MATERIAL FOR THIS EXERCISE

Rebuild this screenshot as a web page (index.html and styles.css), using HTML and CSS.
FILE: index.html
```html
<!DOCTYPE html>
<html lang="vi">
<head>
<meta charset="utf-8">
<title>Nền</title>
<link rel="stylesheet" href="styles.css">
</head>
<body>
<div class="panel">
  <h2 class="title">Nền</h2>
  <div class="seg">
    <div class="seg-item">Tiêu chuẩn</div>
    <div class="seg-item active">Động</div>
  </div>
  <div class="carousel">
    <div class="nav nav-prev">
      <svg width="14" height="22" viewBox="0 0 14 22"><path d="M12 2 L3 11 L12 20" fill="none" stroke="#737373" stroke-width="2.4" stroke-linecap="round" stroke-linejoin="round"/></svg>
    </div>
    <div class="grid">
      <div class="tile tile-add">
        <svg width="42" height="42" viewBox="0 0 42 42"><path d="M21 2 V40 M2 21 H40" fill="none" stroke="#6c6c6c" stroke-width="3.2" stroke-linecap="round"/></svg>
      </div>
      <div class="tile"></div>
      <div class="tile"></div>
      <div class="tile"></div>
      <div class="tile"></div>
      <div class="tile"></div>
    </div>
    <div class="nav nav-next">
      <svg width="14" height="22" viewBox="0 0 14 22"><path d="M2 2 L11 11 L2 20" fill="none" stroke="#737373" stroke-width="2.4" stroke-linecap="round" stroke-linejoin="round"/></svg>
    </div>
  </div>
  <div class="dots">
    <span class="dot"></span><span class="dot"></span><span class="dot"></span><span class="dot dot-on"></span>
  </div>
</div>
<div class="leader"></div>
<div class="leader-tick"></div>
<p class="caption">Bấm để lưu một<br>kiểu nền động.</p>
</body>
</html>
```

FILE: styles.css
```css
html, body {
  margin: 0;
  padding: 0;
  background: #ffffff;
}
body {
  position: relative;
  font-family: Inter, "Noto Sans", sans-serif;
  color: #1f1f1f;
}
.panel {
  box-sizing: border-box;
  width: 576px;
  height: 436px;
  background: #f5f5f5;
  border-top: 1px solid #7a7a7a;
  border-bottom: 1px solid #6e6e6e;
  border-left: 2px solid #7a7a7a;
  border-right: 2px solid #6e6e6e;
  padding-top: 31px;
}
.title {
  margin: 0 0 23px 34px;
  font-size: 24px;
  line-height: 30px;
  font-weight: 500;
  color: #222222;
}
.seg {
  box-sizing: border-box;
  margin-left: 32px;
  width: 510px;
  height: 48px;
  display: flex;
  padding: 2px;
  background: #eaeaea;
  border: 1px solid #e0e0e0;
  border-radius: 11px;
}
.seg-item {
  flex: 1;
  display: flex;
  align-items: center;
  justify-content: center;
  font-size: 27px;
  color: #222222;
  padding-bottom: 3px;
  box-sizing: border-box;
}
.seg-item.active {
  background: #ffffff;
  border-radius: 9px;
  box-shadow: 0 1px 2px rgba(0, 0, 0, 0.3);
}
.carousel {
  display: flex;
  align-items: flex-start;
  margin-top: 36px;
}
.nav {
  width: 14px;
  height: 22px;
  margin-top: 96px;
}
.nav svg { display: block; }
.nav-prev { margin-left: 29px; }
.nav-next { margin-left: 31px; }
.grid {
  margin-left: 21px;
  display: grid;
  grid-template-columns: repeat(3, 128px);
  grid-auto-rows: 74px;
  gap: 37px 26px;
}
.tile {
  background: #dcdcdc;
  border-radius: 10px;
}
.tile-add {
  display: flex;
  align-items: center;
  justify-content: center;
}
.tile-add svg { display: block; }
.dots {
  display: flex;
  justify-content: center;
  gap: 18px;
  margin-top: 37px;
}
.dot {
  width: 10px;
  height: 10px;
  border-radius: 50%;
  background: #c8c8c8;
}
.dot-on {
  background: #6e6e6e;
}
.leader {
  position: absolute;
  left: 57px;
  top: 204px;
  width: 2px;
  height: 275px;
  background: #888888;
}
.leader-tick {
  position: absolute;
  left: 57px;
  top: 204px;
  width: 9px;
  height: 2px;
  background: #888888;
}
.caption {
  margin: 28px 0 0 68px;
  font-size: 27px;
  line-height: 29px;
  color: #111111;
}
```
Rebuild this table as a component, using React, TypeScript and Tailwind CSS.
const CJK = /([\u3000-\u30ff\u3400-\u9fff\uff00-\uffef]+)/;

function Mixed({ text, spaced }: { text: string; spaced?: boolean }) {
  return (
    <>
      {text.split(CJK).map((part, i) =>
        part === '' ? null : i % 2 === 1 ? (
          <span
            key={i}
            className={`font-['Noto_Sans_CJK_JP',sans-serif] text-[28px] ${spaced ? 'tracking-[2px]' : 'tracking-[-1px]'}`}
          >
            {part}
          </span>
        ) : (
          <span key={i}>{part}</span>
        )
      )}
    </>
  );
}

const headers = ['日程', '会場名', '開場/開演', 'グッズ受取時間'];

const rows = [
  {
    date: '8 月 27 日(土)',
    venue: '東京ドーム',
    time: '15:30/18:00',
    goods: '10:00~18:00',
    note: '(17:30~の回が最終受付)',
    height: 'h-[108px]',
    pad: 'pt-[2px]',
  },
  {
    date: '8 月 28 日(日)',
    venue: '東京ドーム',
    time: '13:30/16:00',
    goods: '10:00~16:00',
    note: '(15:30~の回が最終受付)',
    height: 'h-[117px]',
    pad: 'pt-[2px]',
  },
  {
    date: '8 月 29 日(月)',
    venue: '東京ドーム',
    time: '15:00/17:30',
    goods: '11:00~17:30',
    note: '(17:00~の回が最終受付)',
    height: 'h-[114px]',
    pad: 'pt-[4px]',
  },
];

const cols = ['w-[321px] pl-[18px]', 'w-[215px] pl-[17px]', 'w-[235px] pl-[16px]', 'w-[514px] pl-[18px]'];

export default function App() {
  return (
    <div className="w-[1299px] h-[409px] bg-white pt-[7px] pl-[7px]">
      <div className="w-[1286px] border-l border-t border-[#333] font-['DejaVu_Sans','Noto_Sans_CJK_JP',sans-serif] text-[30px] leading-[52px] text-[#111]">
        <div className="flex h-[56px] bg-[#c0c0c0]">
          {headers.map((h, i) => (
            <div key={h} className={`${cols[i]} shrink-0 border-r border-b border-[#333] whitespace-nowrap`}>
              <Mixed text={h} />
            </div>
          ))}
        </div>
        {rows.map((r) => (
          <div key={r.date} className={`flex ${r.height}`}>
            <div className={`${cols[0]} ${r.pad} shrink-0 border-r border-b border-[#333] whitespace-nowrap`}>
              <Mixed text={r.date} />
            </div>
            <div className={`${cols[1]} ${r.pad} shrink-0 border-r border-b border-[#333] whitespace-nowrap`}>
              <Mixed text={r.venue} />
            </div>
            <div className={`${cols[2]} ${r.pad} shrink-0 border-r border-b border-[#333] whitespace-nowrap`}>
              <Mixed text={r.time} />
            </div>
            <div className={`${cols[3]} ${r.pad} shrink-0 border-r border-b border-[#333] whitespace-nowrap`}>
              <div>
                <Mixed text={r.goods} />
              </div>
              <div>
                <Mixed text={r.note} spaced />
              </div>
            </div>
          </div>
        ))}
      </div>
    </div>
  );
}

SET EXERCISE
Return all of the entries exactly as they were supplied.

ANSWER BELOW
Rebuild this screenshot as a web page (index.html and styles.css), using HTML and CSS.
FILE: index.html
```html
<!DOCTYPE html>
<html lang="vi">
<head>
<meta charset="utf-8">
<title>Nền</title>
<link rel="stylesheet" href="styles.css">
</head>
<body>
<div class="panel">
  <h2 class="title">Nền</h2>
  <div class="seg">
    <div class="seg-item">Tiêu chuẩn</div>
    <div class="seg-item active">Động</div>
  </div>
  <div class="carousel">
    <div class="nav nav-prev">
      <svg width="14" height="22" viewBox="0 0 14 22"><path d="M12 2 L3 11 L12 20" fill="none" stroke="#737373" stroke-width="2.4" stroke-linecap="round" stroke-linejoin="round"/></svg>
    </div>
    <div class="grid">
      <div class="tile tile-add">
        <svg width="42" height="42" viewBox="0 0 42 42"><path d="M21 2 V40 M2 21 H40" fill="none" stroke="#6c6c6c" stroke-width="3.2" stroke-linecap="round"/></svg>
      </div>
      <div class="tile"></div>
      <div class="tile"></div>
      <div class="tile"></div>
      <div class="tile"></div>
      <div class="tile"></div>
    </div>
    <div class="nav nav-next">
      <svg width="14" height="22" viewBox="0 0 14 22"><path d="M2 2 L11 11 L2 20" fill="none" stroke="#737373" stroke-width="2.4" stroke-linecap="round" stroke-linejoin="round"/></svg>
    </div>
  </div>
  <div class="dots">
    <span class="dot"></span><span class="dot"></span><span class="dot"></span><span class="dot dot-on"></span>
  </div>
</div>
<div class="leader"></div>
<div class="leader-tick"></div>
<p class="caption">Bấm để lưu một<br>kiểu nền động.</p>
</body>
</html>
```

FILE: styles.css
```css
html, body {
  margin: 0;
  padding: 0;
  background: #ffffff;
}
body {
  position: relative;
  font-family: Inter, "Noto Sans", sans-serif;
  color: #1f1f1f;
}
.panel {
  box-sizing: border-box;
  width: 576px;
  height: 436px;
  background: #f5f5f5;
  border-top: 1px solid #7a7a7a;
  border-bottom: 1px solid #6e6e6e;
  border-left: 2px solid #7a7a7a;
  border-right: 2px solid #6e6e6e;
  padding-top: 31px;
}
.title {
  margin: 0 0 23px 34px;
  font-size: 24px;
  line-height: 30px;
  font-weight: 500;
  color: #222222;
}
.seg {
  box-sizing: border-box;
  margin-left: 32px;
  width: 510px;
  height: 48px;
  display: flex;
  padding: 2px;
  background: #eaeaea;
  border: 1px solid #e0e0e0;
  border-radius: 11px;
}
.seg-item {
  flex: 1;
  display: flex;
  align-items: center;
  justify-content: center;
  font-size: 27px;
  color: #222222;
  padding-bottom: 3px;
  box-sizing: border-box;
}
.seg-item.active {
  background: #ffffff;
  border-radius: 9px;
  box-shadow: 0 1px 2px rgba(0, 0, 0, 0.3);
}
.carousel {
  display: flex;
  align-items: flex-start;
  margin-top: 36px;
}
.nav {
  width: 14px;
  height: 22px;
  margin-top: 96px;
}
.nav svg { display: block; }
.nav-prev { margin-left: 29px; }
.nav-next { margin-left: 31px; }
.grid {
  margin-left: 21px;
  display: grid;
  grid-template-columns: repeat(3, 128px);
  grid-auto-rows: 74px;
  gap: 37px 26px;
}
.tile {
  background: #dcdcdc;
  border-radius: 10px;
}
.tile-add {
  display: flex;
  align-items: center;
  justify-content: center;
}
.tile-add svg { display: block; }
.dots {
  display: flex;
  justify-content: center;
  gap: 18px;
  margin-top: 37px;
}
.dot {
  width: 10px;
  height: 10px;
  border-radius: 50%;
  background: #c8c8c8;
}
.dot-on {
  background: #6e6e6e;
}
.leader {
  position: absolute;
  left: 57px;
  top: 204px;
  width: 2px;
  height: 275px;
  background: #888888;
}
.leader-tick {
  position: absolute;
  left: 57px;
  top: 204px;
  width: 9px;
  height: 2px;
  background: #888888;
}
.caption {
  margin: 28px 0 0 68px;
  font-size: 27px;
  line-height: 29px;
  color: #111111;
}
```
Rebuild this table as a component, using React, TypeScript and Tailwind CSS.
const CJK = /([\u3000-\u30ff\u3400-\u9fff\uff00-\uffef]+)/;

function Mixed({ text, spaced }: { text: string; spaced?: boolean }) {
  return (
    <>
      {text.split(CJK).map((part, i) =>
        part === '' ? null : i % 2 === 1 ? (
          <span
            key={i}
            className={`font-['Noto_Sans_CJK_JP',sans-serif] text-[28px] ${spaced ? 'tracking-[2px]' : 'tracking-[-1px]'}`}
          >
            {part}
          </span>
        ) : (
          <span key={i}>{part}</span>
        )
      )}
    </>
  );
}

const headers = ['日程', '会場名', '開場/開演', 'グッズ受取時間'];

const rows = [
  {
    date: '8 月 27 日(土)',
    venue: '東京ドーム',
    time: '15:30/18:00',
    goods: '10:00~18:00',
    note: '(17:30~の回が最終受付)',
    height: 'h-[108px]',
    pad: 'pt-[2px]',
  },
  {
    date: '8 月 28 日(日)',
    venue: '東京ドーム',
    time: '13:30/16:00',
    goods: '10:00~16:00',
    note: '(15:30~の回が最終受付)',
    height: 'h-[117px]',
    pad: 'pt-[2px]',
  },
  {
    date: '8 月 29 日(月)',
    venue: '東京ドーム',
    time: '15:00/17:30',
    goods: '11:00~17:30',
    note: '(17:00~の回が最終受付)',
    height: 'h-[114px]',
    pad: 'pt-[4px]',
  },
];

const cols = ['w-[321px] pl-[18px]', 'w-[215px] pl-[17px]', 'w-[235px] pl-[16px]', 'w-[514px] pl-[18px]'];

export default function App() {
  return (
    <div className="w-[1299px] h-[409px] bg-white pt-[7px] pl-[7px]">
      <div className="w-[1286px] border-l border-t border-[#333] font-['DejaVu_Sans','Noto_Sans_CJK_JP',sans-serif] text-[30px] leading-[52px] text-[#111]">
        <div className="flex h-[56px] bg-[#c0c0c0]">
          {headers.map((h, i) => (
            <div key={h} className={`${cols[i]} shrink-0 border-r border-b border-[#333] whitespace-nowrap`}>
              <Mixed text={h} />
            </div>
          ))}
        </div>
        {rows.map((r) => (
          <div key={r.date} className={`flex ${r.height}`}>
            <div className={`${cols[0]} ${r.pad} shrink-0 border-r border-b border-[#333] whitespace-nowrap`}>
              <Mixed text={r.date} />
            </div>
            <div className={`${cols[1]} ${r.pad} shrink-0 border-r border-b border-[#333] whitespace-nowrap`}>
              <Mixed text={r.venue} />
            </div>
            <div className={`${cols[2]} ${r.pad} shrink-0 border-r border-b border-[#333] whitespace-nowrap`}>
              <Mixed text={r.time} />
            </div>
            <div className={`${cols[3]} ${r.pad} shrink-0 border-r border-b border-[#333] whitespace-nowrap`}>
              <div>
                <Mixed text={r.goods} />
              </div>
              <div>
                <Mixed text={r.note} spaced />
              </div>
            </div>
          </div>
        ))}
      </div>
    </div>
  );
}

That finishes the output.